*WHAT YOU WILL DO*: Leave out the pictures and print only the lines from the one with "What React and" through the one with "import React from 'react';", exactly as they are.

*LISTING*:
:::::
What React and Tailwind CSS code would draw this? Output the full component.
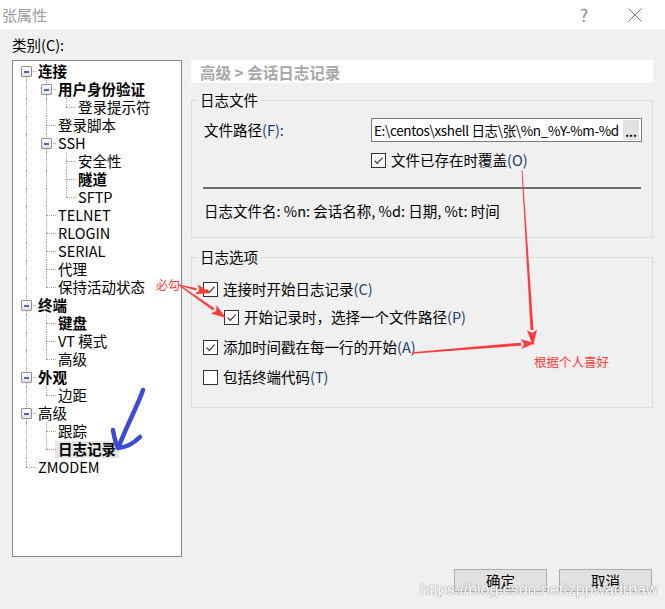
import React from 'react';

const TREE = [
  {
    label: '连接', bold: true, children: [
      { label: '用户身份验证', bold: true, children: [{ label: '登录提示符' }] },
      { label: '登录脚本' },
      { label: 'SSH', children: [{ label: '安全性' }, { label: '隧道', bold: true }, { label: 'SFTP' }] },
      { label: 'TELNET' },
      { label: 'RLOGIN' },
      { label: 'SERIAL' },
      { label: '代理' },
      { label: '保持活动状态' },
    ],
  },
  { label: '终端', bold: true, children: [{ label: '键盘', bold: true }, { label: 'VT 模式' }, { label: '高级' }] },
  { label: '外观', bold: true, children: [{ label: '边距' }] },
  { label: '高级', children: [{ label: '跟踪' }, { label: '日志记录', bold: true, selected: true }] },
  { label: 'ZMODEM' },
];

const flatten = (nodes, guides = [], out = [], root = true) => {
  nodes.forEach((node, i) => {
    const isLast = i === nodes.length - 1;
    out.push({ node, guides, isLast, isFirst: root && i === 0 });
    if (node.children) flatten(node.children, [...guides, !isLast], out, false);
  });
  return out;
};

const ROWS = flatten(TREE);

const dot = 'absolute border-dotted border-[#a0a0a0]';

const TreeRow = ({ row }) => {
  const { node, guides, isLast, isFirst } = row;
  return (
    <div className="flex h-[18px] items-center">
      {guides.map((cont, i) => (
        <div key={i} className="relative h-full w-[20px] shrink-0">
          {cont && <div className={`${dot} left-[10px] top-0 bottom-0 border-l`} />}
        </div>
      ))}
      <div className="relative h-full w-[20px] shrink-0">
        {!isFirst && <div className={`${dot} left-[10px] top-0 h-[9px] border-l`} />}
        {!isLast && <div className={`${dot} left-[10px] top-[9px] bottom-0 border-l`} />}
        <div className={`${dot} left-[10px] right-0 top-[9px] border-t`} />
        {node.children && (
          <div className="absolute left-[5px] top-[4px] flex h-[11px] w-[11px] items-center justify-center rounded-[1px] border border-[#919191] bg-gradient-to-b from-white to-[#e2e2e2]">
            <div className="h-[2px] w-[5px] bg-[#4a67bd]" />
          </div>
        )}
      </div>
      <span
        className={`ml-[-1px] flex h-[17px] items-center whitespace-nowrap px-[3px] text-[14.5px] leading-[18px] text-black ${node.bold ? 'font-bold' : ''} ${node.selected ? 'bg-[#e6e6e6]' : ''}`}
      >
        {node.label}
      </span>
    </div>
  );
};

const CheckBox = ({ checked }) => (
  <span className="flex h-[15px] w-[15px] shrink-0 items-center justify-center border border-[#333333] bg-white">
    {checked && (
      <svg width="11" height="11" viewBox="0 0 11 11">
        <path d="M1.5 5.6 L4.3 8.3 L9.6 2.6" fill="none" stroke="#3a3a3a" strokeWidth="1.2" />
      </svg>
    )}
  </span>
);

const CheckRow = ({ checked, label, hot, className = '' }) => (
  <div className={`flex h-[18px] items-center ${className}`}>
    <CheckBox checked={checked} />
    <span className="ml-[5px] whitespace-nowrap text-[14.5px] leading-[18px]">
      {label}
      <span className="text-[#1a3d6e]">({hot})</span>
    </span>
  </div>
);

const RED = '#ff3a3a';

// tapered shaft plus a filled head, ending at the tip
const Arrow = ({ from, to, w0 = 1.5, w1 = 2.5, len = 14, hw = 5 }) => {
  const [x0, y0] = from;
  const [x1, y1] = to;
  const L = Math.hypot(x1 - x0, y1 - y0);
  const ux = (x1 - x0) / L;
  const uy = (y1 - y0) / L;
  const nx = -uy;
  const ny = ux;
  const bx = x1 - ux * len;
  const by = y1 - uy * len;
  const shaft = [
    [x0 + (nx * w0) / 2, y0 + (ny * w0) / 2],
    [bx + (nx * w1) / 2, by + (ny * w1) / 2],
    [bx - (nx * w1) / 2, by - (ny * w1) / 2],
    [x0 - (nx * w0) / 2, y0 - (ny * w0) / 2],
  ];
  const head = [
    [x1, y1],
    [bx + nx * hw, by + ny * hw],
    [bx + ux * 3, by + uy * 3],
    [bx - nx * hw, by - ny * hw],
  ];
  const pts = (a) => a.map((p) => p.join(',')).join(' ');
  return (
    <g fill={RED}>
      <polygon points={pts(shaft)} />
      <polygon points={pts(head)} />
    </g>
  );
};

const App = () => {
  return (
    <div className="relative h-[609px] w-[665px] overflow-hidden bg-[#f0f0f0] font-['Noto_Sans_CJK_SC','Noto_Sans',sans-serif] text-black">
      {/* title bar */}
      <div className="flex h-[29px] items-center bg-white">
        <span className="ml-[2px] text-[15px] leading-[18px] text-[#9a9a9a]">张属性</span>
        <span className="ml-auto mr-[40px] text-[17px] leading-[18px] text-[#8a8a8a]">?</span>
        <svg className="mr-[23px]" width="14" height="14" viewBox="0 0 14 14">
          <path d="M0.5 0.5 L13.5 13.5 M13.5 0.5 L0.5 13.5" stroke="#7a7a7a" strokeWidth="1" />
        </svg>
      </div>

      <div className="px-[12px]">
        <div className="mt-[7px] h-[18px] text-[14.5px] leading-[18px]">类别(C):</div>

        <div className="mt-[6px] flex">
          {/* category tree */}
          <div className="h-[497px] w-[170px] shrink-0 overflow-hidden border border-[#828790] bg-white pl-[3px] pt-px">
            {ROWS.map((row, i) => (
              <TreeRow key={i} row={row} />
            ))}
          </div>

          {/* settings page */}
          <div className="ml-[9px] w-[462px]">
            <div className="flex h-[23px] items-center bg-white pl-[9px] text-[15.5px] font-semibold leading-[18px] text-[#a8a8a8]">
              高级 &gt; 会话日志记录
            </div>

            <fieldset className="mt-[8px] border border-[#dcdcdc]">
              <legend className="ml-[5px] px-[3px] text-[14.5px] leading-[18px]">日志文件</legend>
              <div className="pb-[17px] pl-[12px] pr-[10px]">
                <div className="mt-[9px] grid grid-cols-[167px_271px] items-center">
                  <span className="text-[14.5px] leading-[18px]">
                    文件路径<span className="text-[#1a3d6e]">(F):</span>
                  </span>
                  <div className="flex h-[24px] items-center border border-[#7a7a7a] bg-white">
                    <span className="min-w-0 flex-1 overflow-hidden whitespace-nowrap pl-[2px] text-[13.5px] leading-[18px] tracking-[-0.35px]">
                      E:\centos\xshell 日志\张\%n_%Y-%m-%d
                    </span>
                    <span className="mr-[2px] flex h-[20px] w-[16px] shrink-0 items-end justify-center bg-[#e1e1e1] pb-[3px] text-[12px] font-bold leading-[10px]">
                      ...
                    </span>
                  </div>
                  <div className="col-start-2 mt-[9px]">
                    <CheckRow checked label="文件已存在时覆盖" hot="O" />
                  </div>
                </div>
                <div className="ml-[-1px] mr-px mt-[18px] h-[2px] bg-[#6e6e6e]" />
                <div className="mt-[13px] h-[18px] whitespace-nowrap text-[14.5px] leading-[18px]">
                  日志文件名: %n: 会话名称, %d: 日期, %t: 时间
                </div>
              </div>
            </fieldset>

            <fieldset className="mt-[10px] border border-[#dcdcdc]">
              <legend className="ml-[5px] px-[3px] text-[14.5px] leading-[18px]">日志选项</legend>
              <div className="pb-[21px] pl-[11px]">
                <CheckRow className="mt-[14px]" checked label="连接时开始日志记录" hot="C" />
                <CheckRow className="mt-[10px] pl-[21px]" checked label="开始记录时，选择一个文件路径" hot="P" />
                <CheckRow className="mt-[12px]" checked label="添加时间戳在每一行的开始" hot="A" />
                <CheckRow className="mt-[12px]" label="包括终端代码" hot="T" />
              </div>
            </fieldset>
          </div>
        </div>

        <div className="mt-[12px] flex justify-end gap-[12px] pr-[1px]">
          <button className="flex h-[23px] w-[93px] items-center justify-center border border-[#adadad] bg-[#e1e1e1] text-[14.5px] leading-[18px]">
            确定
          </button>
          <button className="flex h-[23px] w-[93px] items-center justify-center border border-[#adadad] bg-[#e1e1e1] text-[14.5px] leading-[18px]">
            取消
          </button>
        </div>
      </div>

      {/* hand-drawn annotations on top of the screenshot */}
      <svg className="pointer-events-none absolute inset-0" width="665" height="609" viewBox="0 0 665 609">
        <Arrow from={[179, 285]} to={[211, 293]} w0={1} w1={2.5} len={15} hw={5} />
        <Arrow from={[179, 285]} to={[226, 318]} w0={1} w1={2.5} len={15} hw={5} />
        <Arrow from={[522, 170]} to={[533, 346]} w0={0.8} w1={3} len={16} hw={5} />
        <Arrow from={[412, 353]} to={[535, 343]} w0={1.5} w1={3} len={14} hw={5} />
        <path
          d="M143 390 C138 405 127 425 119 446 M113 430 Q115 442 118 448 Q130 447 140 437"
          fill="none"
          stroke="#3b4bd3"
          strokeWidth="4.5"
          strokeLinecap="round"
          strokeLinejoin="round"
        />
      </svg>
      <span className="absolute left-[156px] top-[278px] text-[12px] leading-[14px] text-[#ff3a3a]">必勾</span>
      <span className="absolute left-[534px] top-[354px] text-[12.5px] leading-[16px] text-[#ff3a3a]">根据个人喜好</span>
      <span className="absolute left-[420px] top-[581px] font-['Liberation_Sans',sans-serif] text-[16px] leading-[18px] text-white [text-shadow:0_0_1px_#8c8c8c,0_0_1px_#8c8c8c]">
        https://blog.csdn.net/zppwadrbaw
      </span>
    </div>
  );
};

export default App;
:::::
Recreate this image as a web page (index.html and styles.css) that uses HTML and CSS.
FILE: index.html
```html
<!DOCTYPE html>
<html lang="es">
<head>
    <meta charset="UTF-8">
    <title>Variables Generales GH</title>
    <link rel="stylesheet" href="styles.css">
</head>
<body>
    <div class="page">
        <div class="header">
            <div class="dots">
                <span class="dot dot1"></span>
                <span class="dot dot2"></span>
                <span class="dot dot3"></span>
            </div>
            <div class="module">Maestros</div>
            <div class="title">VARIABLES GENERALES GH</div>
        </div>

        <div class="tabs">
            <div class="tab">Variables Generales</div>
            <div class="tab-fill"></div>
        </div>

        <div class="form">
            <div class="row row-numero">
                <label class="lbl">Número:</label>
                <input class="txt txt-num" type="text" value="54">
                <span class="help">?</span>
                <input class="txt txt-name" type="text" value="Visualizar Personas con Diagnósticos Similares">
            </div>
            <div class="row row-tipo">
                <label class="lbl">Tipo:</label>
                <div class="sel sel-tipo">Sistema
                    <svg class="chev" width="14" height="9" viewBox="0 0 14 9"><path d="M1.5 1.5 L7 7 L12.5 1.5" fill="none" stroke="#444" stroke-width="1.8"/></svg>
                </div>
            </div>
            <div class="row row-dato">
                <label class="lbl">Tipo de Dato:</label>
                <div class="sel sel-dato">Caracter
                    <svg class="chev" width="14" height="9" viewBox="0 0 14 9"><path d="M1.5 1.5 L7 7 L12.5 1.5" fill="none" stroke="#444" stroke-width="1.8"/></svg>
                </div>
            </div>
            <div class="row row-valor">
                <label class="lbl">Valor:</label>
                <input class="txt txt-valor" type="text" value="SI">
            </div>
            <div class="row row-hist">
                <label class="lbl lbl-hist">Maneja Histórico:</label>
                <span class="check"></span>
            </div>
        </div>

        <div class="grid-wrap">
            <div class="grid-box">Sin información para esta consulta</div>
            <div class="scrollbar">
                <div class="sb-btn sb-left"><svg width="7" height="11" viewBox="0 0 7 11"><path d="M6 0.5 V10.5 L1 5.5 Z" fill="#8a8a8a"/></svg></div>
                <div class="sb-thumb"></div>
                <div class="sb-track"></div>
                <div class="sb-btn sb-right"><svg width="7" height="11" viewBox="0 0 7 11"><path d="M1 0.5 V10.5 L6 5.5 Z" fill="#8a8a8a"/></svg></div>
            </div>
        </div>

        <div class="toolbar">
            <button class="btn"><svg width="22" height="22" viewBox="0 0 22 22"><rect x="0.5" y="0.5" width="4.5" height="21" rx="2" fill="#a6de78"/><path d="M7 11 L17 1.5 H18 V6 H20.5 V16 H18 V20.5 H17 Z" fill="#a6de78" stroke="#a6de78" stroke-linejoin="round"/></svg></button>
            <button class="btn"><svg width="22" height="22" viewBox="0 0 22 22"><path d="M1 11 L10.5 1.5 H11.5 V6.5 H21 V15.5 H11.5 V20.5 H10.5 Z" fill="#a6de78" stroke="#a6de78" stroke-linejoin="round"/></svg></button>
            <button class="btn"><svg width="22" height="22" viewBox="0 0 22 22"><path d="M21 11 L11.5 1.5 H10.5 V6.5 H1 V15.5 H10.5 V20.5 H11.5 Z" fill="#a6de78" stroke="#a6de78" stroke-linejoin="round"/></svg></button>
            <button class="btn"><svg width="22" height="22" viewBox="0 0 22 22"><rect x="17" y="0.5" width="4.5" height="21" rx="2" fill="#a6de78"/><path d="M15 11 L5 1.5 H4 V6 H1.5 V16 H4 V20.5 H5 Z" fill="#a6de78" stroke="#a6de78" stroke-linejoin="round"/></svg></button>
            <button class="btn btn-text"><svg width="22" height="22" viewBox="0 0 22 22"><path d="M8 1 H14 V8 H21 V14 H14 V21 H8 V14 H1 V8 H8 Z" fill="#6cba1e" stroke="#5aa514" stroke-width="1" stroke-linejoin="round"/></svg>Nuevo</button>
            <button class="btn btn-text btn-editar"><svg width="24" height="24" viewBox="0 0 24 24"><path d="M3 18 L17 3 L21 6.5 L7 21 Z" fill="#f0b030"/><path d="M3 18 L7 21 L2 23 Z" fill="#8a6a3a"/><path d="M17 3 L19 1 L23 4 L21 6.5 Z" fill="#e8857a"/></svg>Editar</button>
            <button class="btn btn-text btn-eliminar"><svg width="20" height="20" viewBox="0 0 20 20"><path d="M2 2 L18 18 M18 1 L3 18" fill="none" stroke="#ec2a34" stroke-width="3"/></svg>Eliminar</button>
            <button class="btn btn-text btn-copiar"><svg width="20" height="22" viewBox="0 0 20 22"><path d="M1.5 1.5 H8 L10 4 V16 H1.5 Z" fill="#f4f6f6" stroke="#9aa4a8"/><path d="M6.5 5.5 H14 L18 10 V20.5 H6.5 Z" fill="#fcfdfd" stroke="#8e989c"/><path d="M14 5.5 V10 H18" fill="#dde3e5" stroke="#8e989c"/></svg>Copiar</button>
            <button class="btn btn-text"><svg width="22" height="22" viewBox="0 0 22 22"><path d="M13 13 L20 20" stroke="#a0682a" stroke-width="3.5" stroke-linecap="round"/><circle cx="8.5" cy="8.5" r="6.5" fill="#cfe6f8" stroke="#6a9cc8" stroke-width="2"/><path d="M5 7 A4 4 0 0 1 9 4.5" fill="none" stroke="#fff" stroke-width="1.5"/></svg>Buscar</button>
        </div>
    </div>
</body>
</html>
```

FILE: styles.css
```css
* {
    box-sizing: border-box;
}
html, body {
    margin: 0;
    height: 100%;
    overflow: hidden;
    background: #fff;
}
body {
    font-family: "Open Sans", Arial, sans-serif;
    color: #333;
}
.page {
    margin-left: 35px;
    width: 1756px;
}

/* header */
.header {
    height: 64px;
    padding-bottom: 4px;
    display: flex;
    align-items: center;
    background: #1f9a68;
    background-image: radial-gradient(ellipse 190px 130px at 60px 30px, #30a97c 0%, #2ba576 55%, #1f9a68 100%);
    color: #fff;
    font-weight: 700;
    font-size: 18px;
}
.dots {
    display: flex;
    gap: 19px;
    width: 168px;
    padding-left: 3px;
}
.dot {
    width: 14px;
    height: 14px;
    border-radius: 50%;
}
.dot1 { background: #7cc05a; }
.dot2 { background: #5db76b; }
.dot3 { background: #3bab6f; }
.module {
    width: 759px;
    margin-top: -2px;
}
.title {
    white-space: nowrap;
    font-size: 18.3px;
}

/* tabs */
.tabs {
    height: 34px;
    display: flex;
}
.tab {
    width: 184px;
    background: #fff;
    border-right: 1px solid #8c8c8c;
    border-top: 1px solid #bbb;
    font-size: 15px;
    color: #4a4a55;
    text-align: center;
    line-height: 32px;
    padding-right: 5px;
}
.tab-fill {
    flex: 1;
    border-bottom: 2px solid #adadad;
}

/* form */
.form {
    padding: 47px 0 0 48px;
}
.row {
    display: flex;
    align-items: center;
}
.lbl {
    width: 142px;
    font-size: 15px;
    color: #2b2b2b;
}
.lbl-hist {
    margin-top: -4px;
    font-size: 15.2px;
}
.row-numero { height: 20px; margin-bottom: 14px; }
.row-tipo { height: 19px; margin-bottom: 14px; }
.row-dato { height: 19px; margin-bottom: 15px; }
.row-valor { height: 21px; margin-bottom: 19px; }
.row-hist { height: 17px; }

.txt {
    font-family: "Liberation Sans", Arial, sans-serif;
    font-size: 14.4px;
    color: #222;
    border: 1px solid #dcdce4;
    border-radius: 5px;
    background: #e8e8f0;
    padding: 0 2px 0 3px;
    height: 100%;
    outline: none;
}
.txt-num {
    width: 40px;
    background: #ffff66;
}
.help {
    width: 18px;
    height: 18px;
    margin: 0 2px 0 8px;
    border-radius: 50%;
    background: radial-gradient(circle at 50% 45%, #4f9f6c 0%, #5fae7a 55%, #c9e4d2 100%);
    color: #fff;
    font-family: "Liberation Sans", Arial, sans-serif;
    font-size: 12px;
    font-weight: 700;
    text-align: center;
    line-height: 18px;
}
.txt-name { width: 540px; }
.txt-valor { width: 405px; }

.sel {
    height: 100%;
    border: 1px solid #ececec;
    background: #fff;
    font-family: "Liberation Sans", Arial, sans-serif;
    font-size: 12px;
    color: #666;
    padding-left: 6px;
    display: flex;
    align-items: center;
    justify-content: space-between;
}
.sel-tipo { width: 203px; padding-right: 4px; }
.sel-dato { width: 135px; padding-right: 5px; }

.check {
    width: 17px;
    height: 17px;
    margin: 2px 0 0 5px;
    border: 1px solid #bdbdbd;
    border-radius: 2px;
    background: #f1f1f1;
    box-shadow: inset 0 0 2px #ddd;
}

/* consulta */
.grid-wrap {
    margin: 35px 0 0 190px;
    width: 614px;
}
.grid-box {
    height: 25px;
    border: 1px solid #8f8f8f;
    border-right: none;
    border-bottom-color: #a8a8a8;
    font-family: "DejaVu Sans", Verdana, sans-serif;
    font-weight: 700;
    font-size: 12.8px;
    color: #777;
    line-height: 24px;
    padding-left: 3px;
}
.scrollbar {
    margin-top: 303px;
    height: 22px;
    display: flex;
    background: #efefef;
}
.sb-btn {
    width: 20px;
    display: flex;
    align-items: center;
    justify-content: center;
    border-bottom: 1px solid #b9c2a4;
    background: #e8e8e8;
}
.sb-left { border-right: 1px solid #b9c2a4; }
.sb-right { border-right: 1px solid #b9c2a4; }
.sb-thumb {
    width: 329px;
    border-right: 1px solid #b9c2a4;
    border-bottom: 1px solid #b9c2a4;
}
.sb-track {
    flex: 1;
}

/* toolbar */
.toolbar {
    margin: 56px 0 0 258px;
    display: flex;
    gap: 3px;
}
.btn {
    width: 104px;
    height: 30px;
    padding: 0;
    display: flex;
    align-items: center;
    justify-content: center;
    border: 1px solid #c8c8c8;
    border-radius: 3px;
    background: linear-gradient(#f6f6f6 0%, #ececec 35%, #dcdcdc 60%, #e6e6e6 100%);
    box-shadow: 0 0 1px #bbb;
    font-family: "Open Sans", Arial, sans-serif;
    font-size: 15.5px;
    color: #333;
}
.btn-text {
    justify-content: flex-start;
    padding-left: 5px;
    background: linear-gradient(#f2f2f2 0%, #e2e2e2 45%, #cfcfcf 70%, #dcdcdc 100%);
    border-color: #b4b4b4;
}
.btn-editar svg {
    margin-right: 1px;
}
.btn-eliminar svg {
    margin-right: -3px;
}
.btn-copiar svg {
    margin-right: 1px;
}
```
:::::
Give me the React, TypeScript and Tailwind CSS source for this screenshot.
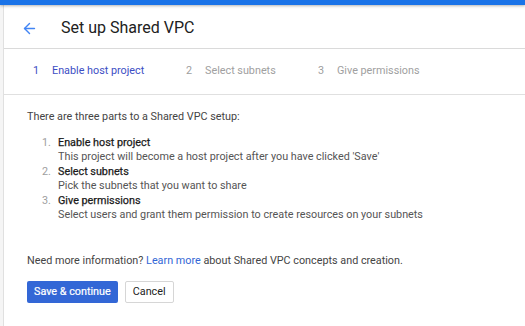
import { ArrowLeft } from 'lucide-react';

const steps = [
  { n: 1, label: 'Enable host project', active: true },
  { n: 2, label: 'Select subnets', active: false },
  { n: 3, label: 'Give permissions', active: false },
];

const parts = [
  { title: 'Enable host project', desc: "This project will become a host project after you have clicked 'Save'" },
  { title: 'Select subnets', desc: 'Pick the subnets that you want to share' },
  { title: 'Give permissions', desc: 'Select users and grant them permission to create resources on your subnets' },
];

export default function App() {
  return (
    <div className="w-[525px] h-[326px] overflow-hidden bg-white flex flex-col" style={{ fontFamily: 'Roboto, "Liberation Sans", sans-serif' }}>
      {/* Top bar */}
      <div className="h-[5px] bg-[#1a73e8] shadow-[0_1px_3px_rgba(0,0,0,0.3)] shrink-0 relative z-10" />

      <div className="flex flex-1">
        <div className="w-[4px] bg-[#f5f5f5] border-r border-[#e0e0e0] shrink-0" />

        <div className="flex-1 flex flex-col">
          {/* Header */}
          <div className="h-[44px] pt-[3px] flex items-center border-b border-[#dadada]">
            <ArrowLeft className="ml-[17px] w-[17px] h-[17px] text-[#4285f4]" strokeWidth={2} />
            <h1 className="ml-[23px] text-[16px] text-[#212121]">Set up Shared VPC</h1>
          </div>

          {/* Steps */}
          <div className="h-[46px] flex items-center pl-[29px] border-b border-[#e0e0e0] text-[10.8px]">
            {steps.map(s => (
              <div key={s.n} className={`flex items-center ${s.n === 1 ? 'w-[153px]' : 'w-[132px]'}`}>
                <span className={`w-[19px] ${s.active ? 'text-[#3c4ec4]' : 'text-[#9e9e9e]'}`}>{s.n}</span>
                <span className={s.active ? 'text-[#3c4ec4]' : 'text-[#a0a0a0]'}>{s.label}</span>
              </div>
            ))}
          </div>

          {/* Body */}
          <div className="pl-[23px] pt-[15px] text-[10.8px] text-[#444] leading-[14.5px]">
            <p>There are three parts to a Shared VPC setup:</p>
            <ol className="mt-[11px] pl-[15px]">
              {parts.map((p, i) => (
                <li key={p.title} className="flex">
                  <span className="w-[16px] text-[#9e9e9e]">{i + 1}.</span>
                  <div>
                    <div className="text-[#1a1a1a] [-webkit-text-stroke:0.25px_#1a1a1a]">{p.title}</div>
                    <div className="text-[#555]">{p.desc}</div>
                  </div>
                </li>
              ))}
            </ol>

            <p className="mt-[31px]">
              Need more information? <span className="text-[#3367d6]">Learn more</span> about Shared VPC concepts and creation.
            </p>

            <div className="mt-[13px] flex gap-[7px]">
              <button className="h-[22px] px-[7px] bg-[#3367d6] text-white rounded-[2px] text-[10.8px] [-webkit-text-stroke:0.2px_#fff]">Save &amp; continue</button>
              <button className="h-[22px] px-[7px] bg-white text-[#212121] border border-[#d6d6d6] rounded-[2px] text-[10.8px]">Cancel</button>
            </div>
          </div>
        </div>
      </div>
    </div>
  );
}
:::::
*WORKED SOLUTION*:
What React and Tailwind CSS code would draw this? Output the full component.
import React from 'react';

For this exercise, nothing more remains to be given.